Сестрички из интенсивной терапии относились к Тане по-разному. Пухленькая коммерсантка Люба, которая жила рядом с «Березкой» и имела возможность каким-то образом отовариваться, ненавидела Таню и боялась ее до умопомрачения, до такой степени, что разговаривала с нею каким-то немеющим, скособоченным, как у удавленника, языком. «Здорово, спекулянтка, — так Таня всякий раз приветствовала Любу. — Как идет нажива на бедах народных и обмане родного государства?»
Любе бы ответить с холодком: благодарствую, мол, с наживой дело обстоит клево, а об государстве пусть у тех голова болит, кто его выдумал, — и оставить Таню с раззяванной варежкой, рассыпая по коридору дробное независимое цоканье «Саламандры» в облаке «Диориссимо», но вместо этих заготовленных слов Люба выдавливала кислую соглашательскую улыбочку, и духи ее мгновенно прокисали в душной ауре Таниного праведного гнева. Не получалось царственно проплыть облаком, облако припечатывала половая тряпка.
Вторая сестричка, Ася, работала в больнице больше всех, уже лет пятнадцать. Если для Любы медицинский халат был чем-то вроде маскарадного костюма, всегда коротенький и, насколько позволяла униформа, нарядный, то Ася была закована в него, как в ледяную броню. Во время обхода Ася с каменным лицом сопровождала врача, строго держала в руках кипу историй болезни, но еще более строго держала дистанцию между собой и врачом, с одной стороны, и между собой и больными — с другой. Ее гладкое востроносое лицо говорило: я буду делать ровно столько, сколько положено, и ни на йоту больше, никаких таких душевных контактов, никаких звонков по служебному телефону, идите звоните из автомата на первом этаже; выслушав отповедь, больной ковылял по стенке обратно в палату, ясно было, что на первый этаж ему не сползти. Поэтому больные ее не любили, хотя Ася с первого раза попадала в самые тонкие вены. Ася была неразговорчива, но любила подкалывать сотрудников, хотя терпеть не могла, если вышучивали ее. Глазастая, она замечала, что Люба вколола больной вместо положенных трех кубиков морфия полтора, но ничего не говорила, приберегала до поры до времени козырь. Свое наблюдение она сохраняла на потом — когда Люба будет иметь неосторожность чем-то ее задеть или откажется подменить, — чтобы ввести лошадиную дозу инъекции обидчице. К Тане Ася относилась как и ко всем: тьфу, никак. Ее не угнетали припадки Таниной раздражительности, а, напротив, веселили.

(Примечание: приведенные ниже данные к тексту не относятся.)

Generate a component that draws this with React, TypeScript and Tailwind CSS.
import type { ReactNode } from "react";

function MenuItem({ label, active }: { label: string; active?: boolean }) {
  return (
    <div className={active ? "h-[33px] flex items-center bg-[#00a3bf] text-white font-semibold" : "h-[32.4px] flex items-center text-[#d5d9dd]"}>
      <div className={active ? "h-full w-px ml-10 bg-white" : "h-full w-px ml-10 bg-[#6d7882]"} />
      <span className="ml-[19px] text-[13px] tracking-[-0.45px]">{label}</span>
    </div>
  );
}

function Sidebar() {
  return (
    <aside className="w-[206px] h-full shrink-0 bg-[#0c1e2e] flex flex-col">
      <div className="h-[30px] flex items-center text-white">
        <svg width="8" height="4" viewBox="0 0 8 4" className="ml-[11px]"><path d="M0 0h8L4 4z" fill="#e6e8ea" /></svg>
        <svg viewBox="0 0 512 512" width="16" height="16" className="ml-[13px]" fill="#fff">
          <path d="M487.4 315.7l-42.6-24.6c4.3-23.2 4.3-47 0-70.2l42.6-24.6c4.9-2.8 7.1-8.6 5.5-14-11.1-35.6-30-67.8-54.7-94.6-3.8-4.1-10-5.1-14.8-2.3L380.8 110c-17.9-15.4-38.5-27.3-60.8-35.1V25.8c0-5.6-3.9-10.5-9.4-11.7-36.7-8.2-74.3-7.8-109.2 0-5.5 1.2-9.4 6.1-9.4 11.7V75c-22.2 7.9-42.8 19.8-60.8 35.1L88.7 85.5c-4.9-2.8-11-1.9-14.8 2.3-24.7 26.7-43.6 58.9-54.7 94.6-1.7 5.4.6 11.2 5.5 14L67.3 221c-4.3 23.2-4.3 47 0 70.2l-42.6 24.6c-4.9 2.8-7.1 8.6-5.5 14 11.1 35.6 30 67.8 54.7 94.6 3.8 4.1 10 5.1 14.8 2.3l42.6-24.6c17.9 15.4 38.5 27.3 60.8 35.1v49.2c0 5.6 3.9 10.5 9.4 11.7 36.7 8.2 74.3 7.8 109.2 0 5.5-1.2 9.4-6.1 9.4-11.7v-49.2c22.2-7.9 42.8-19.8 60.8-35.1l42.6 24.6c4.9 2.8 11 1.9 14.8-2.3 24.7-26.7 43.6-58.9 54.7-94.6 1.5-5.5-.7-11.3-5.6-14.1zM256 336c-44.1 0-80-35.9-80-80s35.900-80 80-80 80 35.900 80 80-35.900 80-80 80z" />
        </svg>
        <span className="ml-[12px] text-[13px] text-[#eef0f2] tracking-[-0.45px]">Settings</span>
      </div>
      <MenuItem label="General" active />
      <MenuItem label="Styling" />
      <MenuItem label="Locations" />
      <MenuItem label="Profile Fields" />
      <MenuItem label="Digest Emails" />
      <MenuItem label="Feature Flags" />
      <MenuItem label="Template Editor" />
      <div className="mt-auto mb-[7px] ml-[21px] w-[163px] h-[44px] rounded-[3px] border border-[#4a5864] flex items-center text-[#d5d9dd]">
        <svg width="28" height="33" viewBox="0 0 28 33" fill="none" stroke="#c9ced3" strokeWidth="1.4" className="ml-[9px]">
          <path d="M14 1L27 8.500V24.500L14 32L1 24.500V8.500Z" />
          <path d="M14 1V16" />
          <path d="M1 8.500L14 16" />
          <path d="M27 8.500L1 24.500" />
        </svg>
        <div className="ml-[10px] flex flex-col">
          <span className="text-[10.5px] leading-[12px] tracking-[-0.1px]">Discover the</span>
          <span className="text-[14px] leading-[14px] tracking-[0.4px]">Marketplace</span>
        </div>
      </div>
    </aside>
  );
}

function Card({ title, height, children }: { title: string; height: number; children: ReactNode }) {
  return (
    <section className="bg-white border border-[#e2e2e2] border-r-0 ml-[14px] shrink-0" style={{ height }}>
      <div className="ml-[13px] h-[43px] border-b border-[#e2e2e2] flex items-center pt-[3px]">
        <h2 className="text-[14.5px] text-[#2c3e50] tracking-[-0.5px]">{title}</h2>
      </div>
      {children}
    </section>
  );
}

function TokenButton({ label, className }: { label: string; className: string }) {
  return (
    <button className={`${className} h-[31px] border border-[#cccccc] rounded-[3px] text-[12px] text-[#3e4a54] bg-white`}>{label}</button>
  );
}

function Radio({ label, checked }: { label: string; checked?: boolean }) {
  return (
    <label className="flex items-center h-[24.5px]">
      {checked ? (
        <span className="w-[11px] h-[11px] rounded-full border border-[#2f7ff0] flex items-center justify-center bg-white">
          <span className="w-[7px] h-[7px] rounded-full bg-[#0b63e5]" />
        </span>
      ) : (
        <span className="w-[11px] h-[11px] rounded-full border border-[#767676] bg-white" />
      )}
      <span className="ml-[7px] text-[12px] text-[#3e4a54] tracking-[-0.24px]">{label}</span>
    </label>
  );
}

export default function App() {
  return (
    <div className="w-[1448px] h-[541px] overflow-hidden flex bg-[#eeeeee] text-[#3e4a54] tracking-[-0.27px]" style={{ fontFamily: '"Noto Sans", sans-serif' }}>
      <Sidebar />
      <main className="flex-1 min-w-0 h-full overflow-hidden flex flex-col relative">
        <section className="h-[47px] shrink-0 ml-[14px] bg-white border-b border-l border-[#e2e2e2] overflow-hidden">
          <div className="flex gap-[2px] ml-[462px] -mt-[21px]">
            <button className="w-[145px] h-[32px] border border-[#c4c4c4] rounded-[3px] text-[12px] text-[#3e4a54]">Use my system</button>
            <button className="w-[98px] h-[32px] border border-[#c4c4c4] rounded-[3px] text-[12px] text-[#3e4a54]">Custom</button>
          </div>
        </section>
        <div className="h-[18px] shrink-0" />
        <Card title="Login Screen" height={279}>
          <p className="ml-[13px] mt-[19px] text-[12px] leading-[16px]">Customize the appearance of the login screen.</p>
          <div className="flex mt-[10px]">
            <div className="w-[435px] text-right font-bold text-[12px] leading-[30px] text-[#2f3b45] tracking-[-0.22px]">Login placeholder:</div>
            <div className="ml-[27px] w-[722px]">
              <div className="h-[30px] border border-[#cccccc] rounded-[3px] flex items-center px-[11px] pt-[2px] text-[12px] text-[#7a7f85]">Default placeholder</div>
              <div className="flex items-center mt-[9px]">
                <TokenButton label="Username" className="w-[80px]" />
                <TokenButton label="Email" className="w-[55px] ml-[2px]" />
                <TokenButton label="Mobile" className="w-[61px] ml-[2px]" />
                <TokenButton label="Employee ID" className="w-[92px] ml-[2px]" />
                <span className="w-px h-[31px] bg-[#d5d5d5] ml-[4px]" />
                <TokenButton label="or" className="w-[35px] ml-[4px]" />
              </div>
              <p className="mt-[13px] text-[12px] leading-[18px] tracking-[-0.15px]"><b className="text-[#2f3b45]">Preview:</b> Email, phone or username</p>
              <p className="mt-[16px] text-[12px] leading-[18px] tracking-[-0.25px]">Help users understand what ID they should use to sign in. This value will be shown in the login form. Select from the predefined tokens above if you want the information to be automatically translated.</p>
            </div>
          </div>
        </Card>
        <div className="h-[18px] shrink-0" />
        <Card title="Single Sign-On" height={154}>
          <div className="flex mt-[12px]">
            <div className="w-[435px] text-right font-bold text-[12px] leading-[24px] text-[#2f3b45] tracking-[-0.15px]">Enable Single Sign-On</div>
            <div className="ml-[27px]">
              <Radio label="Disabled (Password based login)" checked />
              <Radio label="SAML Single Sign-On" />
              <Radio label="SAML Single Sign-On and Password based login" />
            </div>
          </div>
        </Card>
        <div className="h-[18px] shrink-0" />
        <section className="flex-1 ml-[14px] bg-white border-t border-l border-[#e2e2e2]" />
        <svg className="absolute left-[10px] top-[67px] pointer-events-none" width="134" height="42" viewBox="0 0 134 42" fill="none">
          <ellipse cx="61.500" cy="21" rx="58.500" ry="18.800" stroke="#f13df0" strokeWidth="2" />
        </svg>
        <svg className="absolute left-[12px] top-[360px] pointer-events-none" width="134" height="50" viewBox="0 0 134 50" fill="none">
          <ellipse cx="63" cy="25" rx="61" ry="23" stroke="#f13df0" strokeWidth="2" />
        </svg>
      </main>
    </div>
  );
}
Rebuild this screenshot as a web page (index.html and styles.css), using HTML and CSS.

В сестринской днями напролет разговаривала радиоточка. В восемь часов вечера Таня прибавляла звук и слушала свою любимую передачу «Служу Советскому Союзу». Ася в это время стерилизовала шприцы в автоклаве, а наш корреспондент, побывавший в гостях у воинов Б-ской части, говорил, заходясь детским восторгом: «Владимир, вот вы молодой командир, немногим старше своих солдат... Как — есть чувство, что вы немного отец этим ребятам?» «Немного есть», — уныло соглашался Владимир.
— Да уж, — не верила Ася. — Уж прям уж.
— Что вы все такие ядовитые? — вдруг яростно схватывалась Таня. — Ни во что хорошее не верите, все, по-вашему, не так, все не нравится, не понимаю я этого!
— Чего ж ты не понимаешь? — как бы рассеянно спрашивала Ася.
— А вот этого, ухмылочек ваших. Государство к вам со всей душой...
— А мы к нему с кривыми ногами...
— А вы ему что? Вы ему ухмылочки, анекдоты!
— Тань, я ничего такого не сказала.
— А чего ухмыляться? Человек выступает не от себя, от государства, которое он защищает, а ты хихикаешь. Собрать бы вас да отправить к чертовой матери в Америку, задрыгали бы ножками, а то все им не нравится, кофты им подавай из «Березки», одеколоны из Парижа. А кормит тебя не Париж, а наше государство.